Reflections in a small museum

By on April 24th    /    Culture, Peloponessus, Photos, Tops Culture    /    0 Comments   /   show comments

 

 

I returned to Mycenae… In Peloponnesus.

I left early in the morning the beautiful (and always full of lovers…) Nafplio and went to Mycenae crossing Argos’ fields with the orange plantations.

I stood outside the ancient city and gazed at the view for a while.

The sun was warming slowly the dark brown Argolic plain with its soft morning light. A cool breeze was whistling  among the leaves of the olive trees: the heat of July had not yet risen.

I did not go to the citadel at this time. I had come to see the cute little museum of Mycenae. It is hidden in the bushes and surrounded by ancient burials.

 

 

Μουσείο Μυκηνών, Αργολίδα

 

 

I wandered for a while at the displays with the impressive ceramics, offerings, gold and gemstones. I stood opposite them and thought where all this are found.

Here.

It is hard to imagine the dazzling glow of the greatest once Mediterranean city in this landscape with the dried earth and the ocher stones. The citadel of Mycenae comes out of the stone solitude of the plains like a den. The redoubtable Mycenaean kings lived here, invincible bloody warriors and excellent navigators. Here was the cradle of the Mycenaean civilization, adorned by an architecture that takes the breath away: the Lions Gate with the titanic monoliths , the magnificent palace that once shone from gold and luxury, the vaulted tomb (aka “Treasure of Atreus” ) with vertiginous dimensions and the lintel of 120 tons!

 

Μουσείο Μυκηνών, Αργολίδα

 

 

Here were the Golden Mycenae - the ” efktimenon ptoliethron ” of Homer (means well built city). Atreus lived at these palaces, Thyestes ‘s served here his brother’s children cooked as a dinner, the Trojan War started from here, in these royal halls Clytemnestra with Aegisthus butchered Agamemnon and then, in those very palaces, they were both killed by the vengeful hand of Orestes.

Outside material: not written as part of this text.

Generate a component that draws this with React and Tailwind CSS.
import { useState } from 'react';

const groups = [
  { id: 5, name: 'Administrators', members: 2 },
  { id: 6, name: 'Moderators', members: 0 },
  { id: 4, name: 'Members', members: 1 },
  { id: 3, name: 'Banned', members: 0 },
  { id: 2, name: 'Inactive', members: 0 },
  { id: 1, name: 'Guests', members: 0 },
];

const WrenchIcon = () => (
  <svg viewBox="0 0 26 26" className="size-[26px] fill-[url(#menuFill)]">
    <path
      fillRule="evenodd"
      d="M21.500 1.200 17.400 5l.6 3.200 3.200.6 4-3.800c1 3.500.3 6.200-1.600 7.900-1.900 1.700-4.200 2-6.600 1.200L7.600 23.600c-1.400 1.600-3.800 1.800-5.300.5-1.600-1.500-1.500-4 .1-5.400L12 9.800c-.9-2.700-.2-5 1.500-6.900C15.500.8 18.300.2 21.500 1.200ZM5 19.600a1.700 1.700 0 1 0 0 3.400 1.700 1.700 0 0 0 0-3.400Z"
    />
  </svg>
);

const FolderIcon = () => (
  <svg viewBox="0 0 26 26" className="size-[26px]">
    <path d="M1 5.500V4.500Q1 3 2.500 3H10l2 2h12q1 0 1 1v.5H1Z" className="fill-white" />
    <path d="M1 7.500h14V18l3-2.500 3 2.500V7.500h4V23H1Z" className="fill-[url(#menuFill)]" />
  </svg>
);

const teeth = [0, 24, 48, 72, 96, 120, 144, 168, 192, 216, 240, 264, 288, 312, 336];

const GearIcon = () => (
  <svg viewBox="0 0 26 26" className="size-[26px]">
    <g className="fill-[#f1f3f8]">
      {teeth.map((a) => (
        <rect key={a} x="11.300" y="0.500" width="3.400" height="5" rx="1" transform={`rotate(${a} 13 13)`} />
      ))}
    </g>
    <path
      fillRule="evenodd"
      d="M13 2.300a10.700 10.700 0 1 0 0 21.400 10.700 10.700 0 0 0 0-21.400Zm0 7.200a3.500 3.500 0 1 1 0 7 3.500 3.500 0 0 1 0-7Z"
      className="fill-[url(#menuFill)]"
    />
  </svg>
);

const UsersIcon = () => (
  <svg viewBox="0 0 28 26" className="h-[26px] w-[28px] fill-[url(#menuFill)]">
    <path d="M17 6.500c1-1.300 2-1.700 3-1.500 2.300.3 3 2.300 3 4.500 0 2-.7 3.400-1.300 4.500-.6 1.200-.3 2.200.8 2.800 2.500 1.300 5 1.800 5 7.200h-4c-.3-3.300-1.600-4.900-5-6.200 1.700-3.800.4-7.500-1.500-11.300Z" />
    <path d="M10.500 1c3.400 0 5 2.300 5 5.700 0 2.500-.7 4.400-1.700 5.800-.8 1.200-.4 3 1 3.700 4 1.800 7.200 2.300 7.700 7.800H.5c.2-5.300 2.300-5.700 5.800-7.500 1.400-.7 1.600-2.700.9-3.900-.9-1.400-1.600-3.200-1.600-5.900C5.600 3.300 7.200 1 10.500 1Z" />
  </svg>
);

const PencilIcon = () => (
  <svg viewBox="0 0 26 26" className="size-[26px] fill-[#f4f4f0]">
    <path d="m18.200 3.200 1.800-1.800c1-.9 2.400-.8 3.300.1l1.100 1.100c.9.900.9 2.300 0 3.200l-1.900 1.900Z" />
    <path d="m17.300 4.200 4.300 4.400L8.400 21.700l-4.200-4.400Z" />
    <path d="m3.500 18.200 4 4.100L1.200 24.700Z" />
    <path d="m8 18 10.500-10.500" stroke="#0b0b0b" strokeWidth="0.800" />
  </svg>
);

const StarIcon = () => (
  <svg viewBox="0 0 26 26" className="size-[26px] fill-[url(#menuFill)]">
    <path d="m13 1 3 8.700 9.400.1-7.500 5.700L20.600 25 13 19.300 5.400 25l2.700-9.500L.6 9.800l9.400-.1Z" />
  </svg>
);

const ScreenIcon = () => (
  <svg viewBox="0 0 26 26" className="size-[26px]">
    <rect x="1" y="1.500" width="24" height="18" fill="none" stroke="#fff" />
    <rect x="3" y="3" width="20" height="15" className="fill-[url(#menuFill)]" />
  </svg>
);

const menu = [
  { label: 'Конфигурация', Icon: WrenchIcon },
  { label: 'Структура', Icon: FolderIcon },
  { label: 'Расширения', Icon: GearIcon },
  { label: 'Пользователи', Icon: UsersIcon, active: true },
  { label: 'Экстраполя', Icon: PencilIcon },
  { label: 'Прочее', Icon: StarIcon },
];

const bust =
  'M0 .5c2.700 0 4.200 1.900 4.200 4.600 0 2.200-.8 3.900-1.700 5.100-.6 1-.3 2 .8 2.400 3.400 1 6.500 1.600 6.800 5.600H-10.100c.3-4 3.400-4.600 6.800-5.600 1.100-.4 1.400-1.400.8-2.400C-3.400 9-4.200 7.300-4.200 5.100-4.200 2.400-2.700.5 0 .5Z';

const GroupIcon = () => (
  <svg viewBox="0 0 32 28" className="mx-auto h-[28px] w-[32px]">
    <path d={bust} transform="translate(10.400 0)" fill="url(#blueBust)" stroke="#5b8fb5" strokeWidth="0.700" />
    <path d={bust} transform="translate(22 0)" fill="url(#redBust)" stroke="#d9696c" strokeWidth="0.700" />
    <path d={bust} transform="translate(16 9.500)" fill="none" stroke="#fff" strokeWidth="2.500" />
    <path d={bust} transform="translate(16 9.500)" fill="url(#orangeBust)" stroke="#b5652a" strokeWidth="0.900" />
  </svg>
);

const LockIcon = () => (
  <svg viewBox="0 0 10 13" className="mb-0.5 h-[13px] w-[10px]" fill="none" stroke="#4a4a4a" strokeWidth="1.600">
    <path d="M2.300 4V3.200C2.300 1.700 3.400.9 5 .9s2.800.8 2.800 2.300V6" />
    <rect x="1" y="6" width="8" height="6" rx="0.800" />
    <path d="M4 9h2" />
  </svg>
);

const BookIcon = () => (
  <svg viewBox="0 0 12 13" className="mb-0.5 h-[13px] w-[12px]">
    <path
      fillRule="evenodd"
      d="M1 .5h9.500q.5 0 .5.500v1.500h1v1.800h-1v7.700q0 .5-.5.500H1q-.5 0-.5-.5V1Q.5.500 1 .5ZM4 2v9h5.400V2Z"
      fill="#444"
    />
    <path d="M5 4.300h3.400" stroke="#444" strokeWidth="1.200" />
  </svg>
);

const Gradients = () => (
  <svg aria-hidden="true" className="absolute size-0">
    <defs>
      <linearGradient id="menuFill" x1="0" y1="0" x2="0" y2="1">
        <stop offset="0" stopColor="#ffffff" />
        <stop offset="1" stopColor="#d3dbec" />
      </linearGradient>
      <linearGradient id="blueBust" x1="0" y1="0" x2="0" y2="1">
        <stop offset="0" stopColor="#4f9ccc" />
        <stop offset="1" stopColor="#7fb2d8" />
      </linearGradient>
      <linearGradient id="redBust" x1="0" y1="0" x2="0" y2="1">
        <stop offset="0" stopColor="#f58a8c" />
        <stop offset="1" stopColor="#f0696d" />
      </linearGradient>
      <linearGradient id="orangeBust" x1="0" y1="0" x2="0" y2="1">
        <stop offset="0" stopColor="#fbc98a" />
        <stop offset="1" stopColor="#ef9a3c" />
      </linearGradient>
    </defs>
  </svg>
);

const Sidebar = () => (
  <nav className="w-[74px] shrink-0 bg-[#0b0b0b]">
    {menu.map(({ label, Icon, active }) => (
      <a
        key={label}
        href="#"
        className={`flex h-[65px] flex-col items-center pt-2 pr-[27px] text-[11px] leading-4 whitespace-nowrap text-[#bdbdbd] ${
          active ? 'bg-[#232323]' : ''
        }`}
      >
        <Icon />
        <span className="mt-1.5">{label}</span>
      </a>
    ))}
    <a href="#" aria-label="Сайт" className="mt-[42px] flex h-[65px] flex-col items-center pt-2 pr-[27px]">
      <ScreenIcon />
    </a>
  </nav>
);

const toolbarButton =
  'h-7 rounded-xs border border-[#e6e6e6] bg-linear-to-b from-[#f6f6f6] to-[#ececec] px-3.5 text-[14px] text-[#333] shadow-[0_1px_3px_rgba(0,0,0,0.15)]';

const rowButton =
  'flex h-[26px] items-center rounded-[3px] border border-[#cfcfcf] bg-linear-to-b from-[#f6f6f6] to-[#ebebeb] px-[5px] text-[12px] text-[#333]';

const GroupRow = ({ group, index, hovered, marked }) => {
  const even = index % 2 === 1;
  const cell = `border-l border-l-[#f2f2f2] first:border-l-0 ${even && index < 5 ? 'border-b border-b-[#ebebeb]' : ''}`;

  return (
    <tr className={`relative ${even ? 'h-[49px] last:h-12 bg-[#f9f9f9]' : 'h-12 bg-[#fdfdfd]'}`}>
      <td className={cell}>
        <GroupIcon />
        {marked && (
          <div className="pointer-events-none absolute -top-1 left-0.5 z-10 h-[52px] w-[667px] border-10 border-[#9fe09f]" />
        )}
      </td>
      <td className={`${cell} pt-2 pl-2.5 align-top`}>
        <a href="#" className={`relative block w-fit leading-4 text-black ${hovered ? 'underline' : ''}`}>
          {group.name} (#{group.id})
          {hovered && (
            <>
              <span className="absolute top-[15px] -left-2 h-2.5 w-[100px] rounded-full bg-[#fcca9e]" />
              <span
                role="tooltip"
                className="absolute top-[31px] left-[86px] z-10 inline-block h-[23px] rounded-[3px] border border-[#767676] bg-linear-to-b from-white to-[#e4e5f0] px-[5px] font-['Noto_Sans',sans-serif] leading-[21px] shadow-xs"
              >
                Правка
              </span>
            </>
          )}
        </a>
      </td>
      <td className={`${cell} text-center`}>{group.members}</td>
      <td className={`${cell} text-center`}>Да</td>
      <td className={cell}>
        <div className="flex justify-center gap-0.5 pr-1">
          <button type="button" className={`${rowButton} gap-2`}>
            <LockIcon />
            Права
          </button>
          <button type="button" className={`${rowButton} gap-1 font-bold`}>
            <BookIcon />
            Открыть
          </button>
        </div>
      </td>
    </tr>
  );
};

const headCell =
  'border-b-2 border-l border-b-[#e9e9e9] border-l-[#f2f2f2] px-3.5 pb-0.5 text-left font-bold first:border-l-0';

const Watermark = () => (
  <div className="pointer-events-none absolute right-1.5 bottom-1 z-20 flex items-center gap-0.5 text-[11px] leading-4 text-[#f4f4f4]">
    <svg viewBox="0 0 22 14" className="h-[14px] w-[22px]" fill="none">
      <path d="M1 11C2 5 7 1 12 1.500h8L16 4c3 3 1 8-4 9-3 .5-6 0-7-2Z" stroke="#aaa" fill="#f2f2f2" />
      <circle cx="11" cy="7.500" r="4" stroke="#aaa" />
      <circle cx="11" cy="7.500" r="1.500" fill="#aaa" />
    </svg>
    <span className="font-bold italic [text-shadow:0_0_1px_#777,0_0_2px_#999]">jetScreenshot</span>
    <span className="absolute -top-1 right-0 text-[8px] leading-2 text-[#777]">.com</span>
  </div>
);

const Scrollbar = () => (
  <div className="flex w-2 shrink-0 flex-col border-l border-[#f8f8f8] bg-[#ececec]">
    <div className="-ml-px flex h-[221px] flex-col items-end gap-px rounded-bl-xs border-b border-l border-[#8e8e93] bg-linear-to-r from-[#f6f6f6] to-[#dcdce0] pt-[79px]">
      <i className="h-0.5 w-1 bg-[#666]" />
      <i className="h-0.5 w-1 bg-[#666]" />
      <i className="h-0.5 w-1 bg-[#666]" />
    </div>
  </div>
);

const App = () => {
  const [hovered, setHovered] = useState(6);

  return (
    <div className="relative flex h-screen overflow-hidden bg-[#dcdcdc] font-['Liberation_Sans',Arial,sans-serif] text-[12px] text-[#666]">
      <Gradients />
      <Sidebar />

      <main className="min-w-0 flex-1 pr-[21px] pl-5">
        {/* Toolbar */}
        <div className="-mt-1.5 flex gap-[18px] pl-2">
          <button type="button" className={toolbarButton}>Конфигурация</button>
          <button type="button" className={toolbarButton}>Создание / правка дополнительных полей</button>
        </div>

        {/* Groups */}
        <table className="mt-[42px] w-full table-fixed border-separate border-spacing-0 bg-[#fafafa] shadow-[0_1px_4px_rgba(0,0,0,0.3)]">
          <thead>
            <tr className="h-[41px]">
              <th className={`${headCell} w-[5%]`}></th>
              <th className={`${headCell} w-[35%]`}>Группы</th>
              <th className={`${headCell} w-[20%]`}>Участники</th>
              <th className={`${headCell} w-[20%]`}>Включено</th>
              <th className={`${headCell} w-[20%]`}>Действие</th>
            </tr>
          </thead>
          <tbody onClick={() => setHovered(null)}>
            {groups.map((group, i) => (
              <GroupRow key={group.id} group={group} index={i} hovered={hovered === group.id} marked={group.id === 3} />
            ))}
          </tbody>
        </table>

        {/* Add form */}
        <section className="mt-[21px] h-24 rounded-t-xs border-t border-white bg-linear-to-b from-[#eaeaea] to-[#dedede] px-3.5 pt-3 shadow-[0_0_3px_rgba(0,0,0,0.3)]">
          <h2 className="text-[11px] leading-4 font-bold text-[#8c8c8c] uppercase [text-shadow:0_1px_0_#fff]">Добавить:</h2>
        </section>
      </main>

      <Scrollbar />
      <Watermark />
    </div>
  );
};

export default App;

Here, Friedrich Schliemann’s excavations in 1874 brought to light the true myth of the Mycenaean Greece, astonishing humanity with the golden masks, weapons, jewelry and tableware (their weight in gold was over 15 kilos! ), all those precious things that accompanied the dead kings of the Atreus dynasty at their funeral beds.

 

Μουσείο Μυκηνών, Αργολίδα

 

 

I thought about how the bloody kings of Mycenae lived, in an endless orgy of waste and opulence, how they extracted oil from these same jars, how they celebrated victories raising up the wine mugs – the same that I saw at the displays – wearing gold jewelry with gemstones, how they fought in the battle with carved swords wearing helmets decorated with wild boar’s teeth, how they died wearing the golden death masks with the enigmatic smile on their frozen face…

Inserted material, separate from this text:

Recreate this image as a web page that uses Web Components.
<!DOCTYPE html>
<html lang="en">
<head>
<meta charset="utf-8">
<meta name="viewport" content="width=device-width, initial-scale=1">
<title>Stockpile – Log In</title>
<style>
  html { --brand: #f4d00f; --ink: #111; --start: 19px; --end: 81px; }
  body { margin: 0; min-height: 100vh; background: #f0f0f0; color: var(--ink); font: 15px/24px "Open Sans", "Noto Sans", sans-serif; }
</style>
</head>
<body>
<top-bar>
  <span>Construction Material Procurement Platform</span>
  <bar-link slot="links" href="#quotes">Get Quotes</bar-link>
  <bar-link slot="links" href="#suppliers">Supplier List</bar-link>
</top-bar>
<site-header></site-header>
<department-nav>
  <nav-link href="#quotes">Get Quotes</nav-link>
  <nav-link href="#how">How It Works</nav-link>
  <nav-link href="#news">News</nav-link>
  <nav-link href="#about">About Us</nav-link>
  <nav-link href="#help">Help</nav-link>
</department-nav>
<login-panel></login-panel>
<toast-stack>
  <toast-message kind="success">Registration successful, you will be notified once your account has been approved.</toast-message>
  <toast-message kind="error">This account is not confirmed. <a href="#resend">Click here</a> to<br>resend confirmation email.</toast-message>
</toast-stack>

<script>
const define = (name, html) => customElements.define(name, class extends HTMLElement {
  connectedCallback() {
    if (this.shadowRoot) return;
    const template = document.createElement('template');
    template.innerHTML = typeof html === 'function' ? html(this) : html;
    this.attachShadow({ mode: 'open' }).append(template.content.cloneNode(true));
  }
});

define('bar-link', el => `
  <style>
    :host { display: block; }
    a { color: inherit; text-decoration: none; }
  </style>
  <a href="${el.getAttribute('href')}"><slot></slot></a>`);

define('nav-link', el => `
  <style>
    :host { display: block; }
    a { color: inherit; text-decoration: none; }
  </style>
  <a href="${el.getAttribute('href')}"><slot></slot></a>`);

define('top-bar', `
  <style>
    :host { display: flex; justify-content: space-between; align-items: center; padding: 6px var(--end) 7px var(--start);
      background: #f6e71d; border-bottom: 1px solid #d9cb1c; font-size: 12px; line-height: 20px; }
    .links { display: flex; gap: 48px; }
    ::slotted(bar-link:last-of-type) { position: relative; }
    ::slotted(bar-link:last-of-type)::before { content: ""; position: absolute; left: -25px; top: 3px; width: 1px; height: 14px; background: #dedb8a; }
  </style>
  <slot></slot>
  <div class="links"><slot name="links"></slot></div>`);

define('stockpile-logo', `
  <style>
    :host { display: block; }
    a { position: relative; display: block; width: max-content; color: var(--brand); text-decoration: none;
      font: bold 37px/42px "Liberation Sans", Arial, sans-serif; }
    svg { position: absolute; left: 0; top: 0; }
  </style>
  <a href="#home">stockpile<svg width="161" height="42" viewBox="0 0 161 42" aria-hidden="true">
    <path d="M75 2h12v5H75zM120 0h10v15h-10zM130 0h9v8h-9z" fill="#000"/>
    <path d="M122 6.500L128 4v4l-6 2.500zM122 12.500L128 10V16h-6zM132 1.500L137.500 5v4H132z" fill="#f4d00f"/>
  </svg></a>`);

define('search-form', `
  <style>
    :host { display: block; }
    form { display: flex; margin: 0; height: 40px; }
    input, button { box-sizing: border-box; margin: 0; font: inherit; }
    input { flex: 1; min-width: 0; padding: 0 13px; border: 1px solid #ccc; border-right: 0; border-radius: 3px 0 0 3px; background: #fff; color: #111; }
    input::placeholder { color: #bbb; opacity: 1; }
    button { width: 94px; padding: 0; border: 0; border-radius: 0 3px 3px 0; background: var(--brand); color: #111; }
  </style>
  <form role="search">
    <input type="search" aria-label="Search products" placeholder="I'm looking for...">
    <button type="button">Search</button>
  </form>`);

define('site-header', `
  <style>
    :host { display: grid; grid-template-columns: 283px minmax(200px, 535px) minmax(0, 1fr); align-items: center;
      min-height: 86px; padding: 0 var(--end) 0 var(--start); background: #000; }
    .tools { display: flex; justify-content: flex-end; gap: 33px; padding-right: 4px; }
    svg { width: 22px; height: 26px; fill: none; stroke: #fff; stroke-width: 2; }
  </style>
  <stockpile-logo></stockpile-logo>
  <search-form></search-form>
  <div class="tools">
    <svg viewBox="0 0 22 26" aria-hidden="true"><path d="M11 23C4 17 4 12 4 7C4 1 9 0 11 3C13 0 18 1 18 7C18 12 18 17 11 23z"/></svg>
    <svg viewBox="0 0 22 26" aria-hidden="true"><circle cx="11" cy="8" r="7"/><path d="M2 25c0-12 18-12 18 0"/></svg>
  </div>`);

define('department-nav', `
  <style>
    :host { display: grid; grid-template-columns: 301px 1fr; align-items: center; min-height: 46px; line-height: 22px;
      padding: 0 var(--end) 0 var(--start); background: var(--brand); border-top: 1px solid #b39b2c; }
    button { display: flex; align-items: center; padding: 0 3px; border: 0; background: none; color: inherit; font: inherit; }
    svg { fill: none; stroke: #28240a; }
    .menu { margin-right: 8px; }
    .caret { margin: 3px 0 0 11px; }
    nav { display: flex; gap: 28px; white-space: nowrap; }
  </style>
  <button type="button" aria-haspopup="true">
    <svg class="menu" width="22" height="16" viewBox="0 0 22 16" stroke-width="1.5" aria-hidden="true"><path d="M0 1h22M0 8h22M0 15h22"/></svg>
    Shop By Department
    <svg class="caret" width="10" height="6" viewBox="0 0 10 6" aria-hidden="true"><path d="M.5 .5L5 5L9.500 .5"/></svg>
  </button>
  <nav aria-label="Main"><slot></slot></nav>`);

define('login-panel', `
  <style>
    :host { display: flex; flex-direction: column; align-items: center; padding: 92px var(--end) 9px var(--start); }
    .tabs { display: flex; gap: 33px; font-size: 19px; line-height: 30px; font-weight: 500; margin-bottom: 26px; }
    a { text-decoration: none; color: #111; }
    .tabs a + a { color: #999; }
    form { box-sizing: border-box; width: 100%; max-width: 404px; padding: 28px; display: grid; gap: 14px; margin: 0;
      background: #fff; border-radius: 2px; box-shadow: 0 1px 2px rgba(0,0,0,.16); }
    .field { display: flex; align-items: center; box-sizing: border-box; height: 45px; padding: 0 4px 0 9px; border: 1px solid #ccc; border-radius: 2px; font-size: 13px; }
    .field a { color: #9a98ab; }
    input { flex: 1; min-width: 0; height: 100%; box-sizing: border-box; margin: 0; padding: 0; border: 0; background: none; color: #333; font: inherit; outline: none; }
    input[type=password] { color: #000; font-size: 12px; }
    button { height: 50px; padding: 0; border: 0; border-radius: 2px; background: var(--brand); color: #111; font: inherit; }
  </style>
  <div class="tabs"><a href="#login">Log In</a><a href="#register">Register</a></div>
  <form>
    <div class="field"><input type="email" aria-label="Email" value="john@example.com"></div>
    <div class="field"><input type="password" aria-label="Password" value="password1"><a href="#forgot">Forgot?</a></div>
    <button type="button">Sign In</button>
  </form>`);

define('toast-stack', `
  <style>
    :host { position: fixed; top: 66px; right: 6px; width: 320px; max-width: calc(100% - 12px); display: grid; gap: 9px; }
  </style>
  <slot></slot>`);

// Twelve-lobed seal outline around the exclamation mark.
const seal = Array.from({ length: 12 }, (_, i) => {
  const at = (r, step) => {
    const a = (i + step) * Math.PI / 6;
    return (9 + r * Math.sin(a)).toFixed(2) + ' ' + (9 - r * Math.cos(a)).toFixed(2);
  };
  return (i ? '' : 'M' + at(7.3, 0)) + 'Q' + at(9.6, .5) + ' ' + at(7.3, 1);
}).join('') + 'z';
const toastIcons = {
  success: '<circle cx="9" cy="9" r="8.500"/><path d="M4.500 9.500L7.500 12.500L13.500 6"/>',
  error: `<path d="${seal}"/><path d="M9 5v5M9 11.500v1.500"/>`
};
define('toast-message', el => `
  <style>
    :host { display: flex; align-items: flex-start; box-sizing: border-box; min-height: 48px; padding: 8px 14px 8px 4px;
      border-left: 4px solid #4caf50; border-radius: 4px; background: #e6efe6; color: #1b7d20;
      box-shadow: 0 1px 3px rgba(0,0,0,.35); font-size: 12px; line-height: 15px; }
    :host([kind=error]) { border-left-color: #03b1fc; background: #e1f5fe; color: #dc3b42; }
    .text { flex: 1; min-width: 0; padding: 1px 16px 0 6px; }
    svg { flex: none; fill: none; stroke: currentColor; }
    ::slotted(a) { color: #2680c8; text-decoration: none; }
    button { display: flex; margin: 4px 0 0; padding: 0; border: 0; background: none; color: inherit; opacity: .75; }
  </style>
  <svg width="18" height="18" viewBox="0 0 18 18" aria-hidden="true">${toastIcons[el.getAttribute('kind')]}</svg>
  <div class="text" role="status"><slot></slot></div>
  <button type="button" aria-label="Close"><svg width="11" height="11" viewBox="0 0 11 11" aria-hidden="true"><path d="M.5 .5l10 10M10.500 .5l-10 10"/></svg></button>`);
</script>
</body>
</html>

In the end I thought that Mycenae is definitely the most important archaeological site of the Peloponnesus. It is the place where the reality of history meets the fantasy of the mythology in an indissoluble and charming  skein.

Here probably it is the best place in Greece for anybody to reread Homer’s Iliad…

And as I did not had the Iliad with me, I came out of that little museum into the  light and descended in the Argolic plain, which was burning under the  flaming caress of the summer sun.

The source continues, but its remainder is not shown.